とそれぞれ訳されたのもまた有益な情報だ。というのも、最初に聴いた時に「誰がもう言ってるの?」と疑問に思えたからだ。I、私だったのね。

『誰にも聞かなくても

 キレイなものはキレイ

 もう言ってるから』

この、『誰にも聞かなくても』という一節はリスナーに「その点について聞く人は疑問を抱いているのだろう」と想像させる。誰かに聞こうかなという案が生じる以上、その人はなんらかの疑問質問の答を求めているのだろう、と。だとすると、『もう言ってる』人がそこに居たとすれば、それは「その人」(即ち「私」)ではないよね、という類推が暗黙のうちにはたらく。しかし歌には「私」以外が居る気配が無い。これは一体どういうことなんだ?と。

この部分の英訳を改めてみてみよう。

『I don't need to ask anyone

 For something beautiful to be beautiful;

 I already said it is』

前回触れた前段落のを併せると、

『show/見せる』&『know/知ってる』

『ask/聞く』&『said/言ってる(』

というそれぞれのペアリングが成立している。showとknowの韻の踏み方からしてやっぱり『PINK BLOOD』 には英語版が存在するのでは、と勘繰ってしまうが取り敢えず訳詞のままだと尺は怪しい。それはさておき。

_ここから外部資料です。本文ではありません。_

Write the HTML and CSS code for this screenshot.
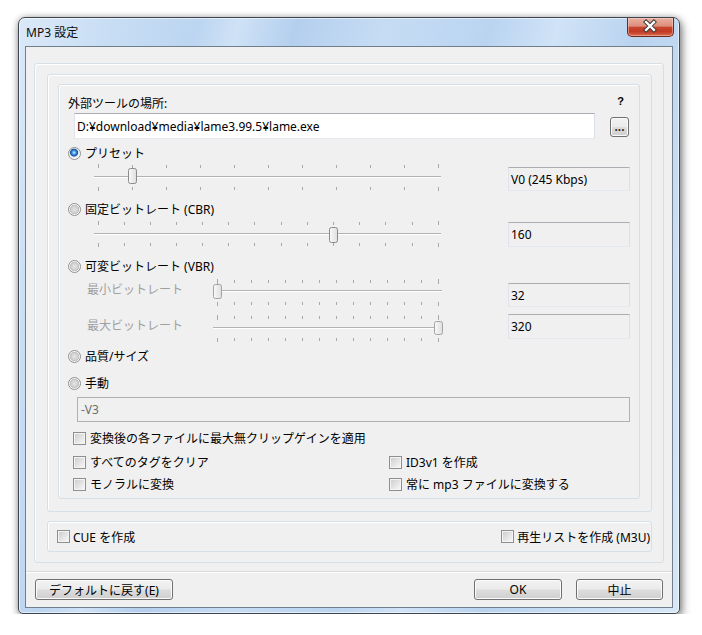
FILE: index.html
```html
<!DOCTYPE html>
<html lang="ja">
<head>
<meta charset="utf-8">
<title>MP3 設定</title>
<link rel="stylesheet" href="styles.css">
</head>
<body>
<div class="window">
  <div class="titlebar">
    <span class="title">MP3 設定</span>
    <div class="close">
      <svg width="47" height="19" viewBox="0 0 47 19">
        <path d="M19.5 5 L27.5 13 M27.5 5 L19.5 13" stroke="#3a3a3a" stroke-width="4.4" stroke-linecap="square" fill="none"/>
        <path d="M19.5 5 L27.5 13 M27.5 5 L19.5 13" stroke="#ffffff" stroke-width="2.4" stroke-linecap="square" fill="none"/>
      </svg>
    </div>
  </div>
  <div class="client">
    <div class="group frame-a">
      <div class="group frame-b">
        <div class="group frame-c">
          <div class="row r-label"><span>外部ツールの場所:</span><span class="help">?</span></div>
          <div class="row r-path">
            <div class="edit path">D:¥download¥media¥lame3.99.5¥lame.exe</div>
            <div class="btn browse"><span class="dots">...</span></div>
          </div>
          <div class="row radio-row r-radio1"><span class="radio checked"></span><span class="lbl">プリセット</span></div>
          <div class="srow s1">
            <svg class="track wide" width="358" height="30" viewBox="0 0 358 30">
              <rect x="7" y="13" width="347" height="1" fill="#b3b3b3"/>
              <rect x="7" y="14" width="347" height="1" fill="#ffffff"/>
              <g stroke="#a9a9a9" stroke-width="1">
                <path d="M11.5 1v4M45.5 2v3M79.5 2v3M113.5 2v3M147.5 2v3M181.5 2v3M215.5 2v3M249.5 2v3M283.5 2v3M317.5 2v3M351.5 1v4"/>
                <path d="M11.5 24v4M45.5 24v3M79.5 24v3M113.5 24v3M147.5 24v3M181.5 24v3M215.5 24v3M249.5 24v3M283.5 24v3M317.5 24v3M351.5 24v4"/>
              </g>
              <defs>
                <linearGradient id="th" x1="0" y1="0" x2="1" y2="0">
                  <stop offset="0" stop-color="#fafafa"/><stop offset="1" stop-color="#dedede"/>
                </linearGradient>
              </defs>
              <rect x="41.5" y="5.5" width="8" height="15" rx="2" fill="url(#th)" stroke="#8b8b8b"/>
            </svg>
            <div class="vbox b1">V0 (245 Kbps)</div>
          </div>
          <div class="row radio-row r-radio2"><span class="radio"></span><span class="lbl">固定ビットレート (CBR)</span></div>
          <div class="srow s2">
            <svg class="track wide" width="358" height="30" viewBox="0 0 358 30">
              <rect x="7" y="13" width="347" height="1" fill="#b3b3b3"/>
              <rect x="7" y="14" width="347" height="1" fill="#ffffff"/>
              <g stroke="#a9a9a9" stroke-width="1">
                <path d="M11.5 1v4M37.5 2v3M63.5 2v3M89.5 2v3M115.5 2v3M141.5 2v3M167.5 2v3M194.5 2v3M220.5 2v3M246.5 2v3M272.5 2v3M298.5 2v3M325.5 2v3M351.5 1v4"/>
                <path d="M11.5 23v4M37.5 23v3M63.5 23v3M89.5 23v3M115.5 23v3M141.5 23v3M167.5 23v3M194.5 23v3M220.5 23v3M246.5 23v3M272.5 23v3M298.5 23v3M325.5 23v3M351.5 23v4"/>
              </g>
              <rect x="242.5" y="7.5" width="8" height="15" rx="2" fill="url(#th)" stroke="#8b8b8b"/>
            </svg>
            <div class="vbox b2">160</div>
          </div>
          <div class="row radio-row r-radio3"><span class="radio"></span><span class="lbl">可変ビットレート (VBR)</span></div>
          <div class="srow s3">
            <span class="slabel l3">最小ビットレート</span>
            <svg class="track narrow" width="238" height="30" viewBox="0 0 238 30">
              <rect x="6" y="12" width="229" height="1" fill="#b3b3b3"/>
              <rect x="6" y="13" width="229" height="1" fill="#ffffff"/>
              <g stroke="#a9a9a9" stroke-width="1">
                <path d="M10.5 1v5M27.5 2v3M44.5 2v3M61.5 2v3M78.5 2v3M95.5 2v3M112.5 2v3M129.5 2v3M146.5 2v3M163.5 2v3M180.5 2v3M197.5 2v3M214.5 2v3M231.5 1v5"/>
                <path d="M10.5 24v4M27.5 24v3M44.5 24v3M61.5 24v3M78.5 24v3M95.5 24v3M112.5 24v3M129.5 24v3M146.5 24v3M163.5 24v3M180.5 24v3M197.5 24v3M214.5 24v3M231.5 24v4"/>
              </g>
              <rect x="6.5" y="6.5" width="8" height="14" rx="2" fill="url(#th)" stroke="#a3a3a3"/>
            </svg>
            <div class="vbox b3">32</div>
          </div>
          <div class="srow s4">
            <span class="slabel l4">最大ビットレート</span>
            <svg class="track narrow" width="238" height="30" viewBox="0 0 238 30">
              <rect x="6" y="15" width="229" height="1" fill="#b3b3b3"/>
              <rect x="6" y="16" width="229" height="1" fill="#ffffff"/>
              <g stroke="#a9a9a9" stroke-width="1">
                <path d="M10.5 3v5M27.5 4v3M44.5 4v3M61.5 4v3M78.5 4v3M95.5 4v3M112.5 4v3M129.5 4v3M146.5 4v3M163.5 4v3M180.5 4v3M197.5 4v3M214.5 4v3M231.5 3v5"/>
                <path d="M10.5 26v4M27.5 26v3M44.5 26v3M61.5 26v3M78.5 26v3M95.5 26v3M112.5 26v3M129.5 26v3M146.5 26v3M163.5 26v3M180.5 26v3M197.5 26v3M214.5 26v3M231.5 26v4"/>
              </g>
              <rect x="227.5" y="9.5" width="8" height="13" rx="2" fill="url(#th)" stroke="#a3a3a3"/>
            </svg>
            <div class="vbox b4">320</div>
          </div>
          <div class="row radio-row r-radio4"><span class="radio"></span><span class="lbl">品質/サイズ</span></div>
          <div class="row radio-row r-radio5"><span class="radio"></span><span class="lbl">手動</span></div>
          <div class="row r-manual"><div class="edit disabled">-V3</div></div>
          <div class="row check-row r-c1"><span class="check"></span><span class="lbl">変換後の各ファイルに最大無クリップゲインを適用</span></div>
          <div class="row check-row r-c2">
            <div class="cell"><span class="check"></span><span class="lbl">すべてのタグをクリア</span></div>
            <div class="cell right"><span class="check"></span><span class="lbl">ID3v1 を作成</span></div>
          </div>
          <div class="row check-row r-c3">
            <div class="cell"><span class="check"></span><span class="lbl">モノラルに変換</span></div>
            <div class="cell right"><span class="check"></span><span class="lbl">常に mp3 ファイルに変換する</span></div>
          </div>
        </div>
      </div>
      <div class="group cue">
        <div class="cell"><span class="check"></span><span class="lbl">CUE を作成</span></div>
        <div class="cell"><span class="check"></span><span class="lbl">再生リストを作成 (M3U)</span></div>
      </div>
    </div>
    <div class="separator"></div>
    <div class="buttons">
      <div class="btn wide">デフォルトに戻す(E)</div>
      <div class="spacer"></div>
      <div class="btn ok">OK</div>
      <div class="btn cancel">中止</div>
    </div>
  </div>
</div>
</body>
</html>
```

FILE: styles.css
```css
html, body {
  margin: 0;
  padding: 0;
  background: #ffffff;
}
body {
  font-family: "Noto Sans", "Noto Sans CJK JP", sans-serif;
  font-size: 12px;
  color: #000;
}
.window {
  box-sizing: border-box;
  margin: 17px 0 0 18px;
  width: 662px;
  height: 597px;
  border: 1px solid #3f4650;
  border-radius: 7px 7px 5px 5px;
  padding: 0 6px 5px 6px;
  background: linear-gradient(105deg, #dbe9f8 0%, #c7ddf4 12%, #bcd5f0 22%, #cfe2f6 27%, #b4cfee 34%, #c6dcf4 45%, #bad4f0 58%, #d0e3f7 66%, #b9d3ef 76%, #cadff5 88%, #d7e7f8 100%);
  box-shadow: inset 0 0 0 1px rgba(255,255,255,0.55), 2px 4px 10px rgba(0,0,0,0.45), 0 0 6px rgba(0,0,0,0.25);
}
.titlebar {
  height: 28px;
  display: flex;
  justify-content: space-between;
  align-items: flex-start;
}
.title {
  margin: 7px 0 0 1px;
  line-height: 15px;
  font-size: 12px;
  color: #0c0c0c;
}
.close {
  width: 47px;
  height: 19px;
  margin-right: -1px;
  box-sizing: border-box;
  border: 1px solid #6a2a20;
  border-top: none;
  border-radius: 0 0 5px 5px;
  background: linear-gradient(#eab0a2 0%, #dd8e7c 45%, #c8452d 52%, #c13a23 75%, #d9694c 100%);
  box-shadow: inset 0 0 0 1px rgba(255,220,210,0.45);
  display: flex;
}
.close svg { display: block; margin: -1px 0 0 -1px; }
.client {
  box-sizing: border-box;
  height: 562px;
  border: 1px solid #717f8d;
  background: #f0f0f0;
  padding: 16px 8px 0 8px;
}
.group {
  box-sizing: border-box;
  border: 1px solid #d5dfe5;
  border-radius: 3px;
  box-shadow: inset 1px 1px 0 #ffffff;
}
.frame-a {
  height: 500px;
  padding: 10px 11px 10px 12px;
}
.frame-b {
  height: 438px;
  padding: 9px 11px 12px 10px;
}
.frame-c {
  height: 415px;
  padding: 10px 9px 0 9px;
}
.row {
  display: flex;
  align-items: center;
}
.r-label {
  height: 15px;
  justify-content: space-between;
}
.help {
  font-weight: bold;
  font-family: "Liberation Sans", sans-serif;
  font-size: 11px;
  margin-right: 6px;
  margin-top: -4px;
}
.r-path {
  margin-top: 3px;
  height: 26px;
  align-items: flex-start;
}
.edit {
  box-sizing: border-box;
  border: 1px solid;
  border-color: #abadb3 #dbdfe6 #e3e9ef #e2e3ea;
  display: flex;
  align-items: center;
}
.path {
  margin-left: 6px;
  width: 521px;
  height: 26px;
  background: #fff;
  padding-left: 2px;
}
.btn {
  box-sizing: border-box;
  border: 1px solid #707070;
  border-radius: 3px;
  background: linear-gradient(#f2f2f2 0%, #ebebeb 48%, #dddddd 52%, #cfcfcf 100%);
  box-shadow: inset 0 0 0 1px #fbfbfb;
  display: flex;
  align-items: center;
  justify-content: center;
}
.browse {
  width: 19px;
  height: 20px;
  margin: 4px 0 0 15px;
  align-items: flex-start;
}
.dots {
  font-family: "Liberation Sans", sans-serif;
  font-size: 12px;
  font-weight: bold;
  line-height: 12px;
  color: #3a3020;
  margin-top: 3px;
}
.radio-row { height: 20px; }
.radio, .check {
  flex: none;
  box-sizing: border-box;
  width: 13px;
  height: 13px;
}
.radio {
  border-radius: 50%;
  border: 1px solid #8f9091;
  background: radial-gradient(circle at 50% 50%, #e4e4e4 0, #d2d2d2 3.2px, #bdbdbd 4.3px, #f7f7f7 5px);
}
.radio.checked {
  background: radial-gradient(circle at 46% 42%, #c8ecff 0, #5eb3f0 1.4px, #2a78cf 2.6px, #1b4f92 3.6px, #d9e3ec 4.3px, #f7f7f7 5px);
}
.lbl { margin-left: 4px; white-space: nowrap; }
.r-radio1 { margin-top: 4px; }
.r-radio2 { margin-top: 6px; }
.r-radio3 { margin-top: 6px; }
.r-radio4 { margin-top: 4px; }
.r-radio5 { margin-top: 7px; }
.srow {
  display: grid;
  grid-template-columns: 19px 120px 238px 1fr 122px;
  height: 30px;
  align-items: start;
}
.track { display: block; }
.track.wide { grid-column: 2 / 4; }
.track.narrow { grid-column: 3 / 4; }
.slabel {
  grid-column: 2 / 3;
  color: #a0a0a0;
  white-space: nowrap;
}
.vbox {
  grid-column: 5 / 6;
  box-sizing: border-box;
  border: 1px solid;
  border-color: #abadb3 #dbdfe6 #e3e9ef #e2e3ea;
  background: #f0f0f0;
  padding-left: 2px;
  display: flex;
  align-items: center;
  white-space: nowrap;
}
.b1 { margin-top: 4px; height: 24px; }
.s2 { margin-top: 1px; }
.b2 { margin-top: 2px; height: 25px; }
.s3 { margin-top: 2px; }
.l3 { line-height: 24px; }
.b3 { margin-top: 5px; height: 24px; }
.s4 { margin-top: 4px; }
.l4 { line-height: 28px; }
.b4 { margin-top: 2px; height: 25px; }
.r-manual {
  margin-top: 4px;
}
.edit.disabled {
  margin-left: 9px;
  flex: 1;
  height: 25px;
  border-color: #adb2b5;
  background: #f0f0f0;
  color: #6d6d6d;
  padding-left: 3px;
}
.check {
  border: 1px solid #8e8f8f;
  padding: 1px;
  background: linear-gradient(135deg, #cfcfcf, #f6f6f6) content-box, #f4f4f4;
}
.check-row { height: 20px; padding-left: 5px; }
.r-c1 { margin-top: 6px; }
.r-c2 { margin-top: 4px; }
.r-c3 { margin-top: 2px; }
.cell {
  display: flex;
  align-items: center;
}
.check-row .cell { width: 316px; }
.check-row .cell.right { width: auto; }
.cue {
  margin-top: 9px;
  height: 31px;
  padding: 0 1px 0 9px;
  display: flex;
  align-items: center;
  justify-content: space-between;
}
.cue .lbl { margin-left: 3px; }
.separator {
  margin-top: 8px;
  height: 1px;
  background: #dadada;
  border-bottom: 1px solid #ffffff;
  margin-left: -8px;
  margin-right: -8px;
}
.buttons {
  margin-top: 6px;
  display: flex;
  padding: 0 1px;
}
.buttons .btn { height: 21px; }
.btn.wide { width: 138px; }
.spacer { flex: 1; }
.btn.ok { width: 88px; }
.btn.cancel { width: 87px; margin-left: 14px; }
```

『I already SAID it is』という訳し方によって『もう言ってるから』は「既に言った後だから」という意味に落ち着いた。まぁそれ以外の解釈は難しかったんだけど、だったら「もう言った(んだ)から」みたいな歌詞でもよかったのにね、とも思える。いやま、『知ってるから』と韻を揃える為だったんでしょうな。

ここも少し補足説明を入れた方がわかりやすいかもしれない。言ったからどうだっていうんだ?という釈然としない気持ちがリスナーに残るからだ。

ここでは、『I already said it is』を具体的に想像する事が必要になる。

例えば貴方がドレス姿のヒカルパイセンをみて思わず「うわ、キレイ…」と言ったとしよう。それがもう「既に言った後」なのだ。キレイなものに見蕩れていつのまにか口をついて出た「うわ、キレイ…」という一言。それに対して、その時に周りの人を捕まえて「ね、ね、今のキレイだったよね??」と訊いて回る必要はないですよとこの歌は言っているのだ。あなたが思わず言った一言は真実なんだし、だからあなたはその一言に責任を取りましょう…というか、もう心中しちゃいなよ、と。

つまり、『もう言ってるから』というのを「心の中で」の事も含めて捉えるとわかりにくくなる。ここは純粋に「言う/say」という“行動”を取ったとだけ解釈すればいい。、、、いや、解釈ですらないな。「心の中で言う」という自然な派生を取り敢えず引っ込めて『言ってる』という言葉をありのままに受け止めようということだ。そう読み解けばこの

『誰にも聞かなくても

 キレイなものはキレイ

 もう言ってるから』

が従前より少し自然に響いてくるのではないだろうか。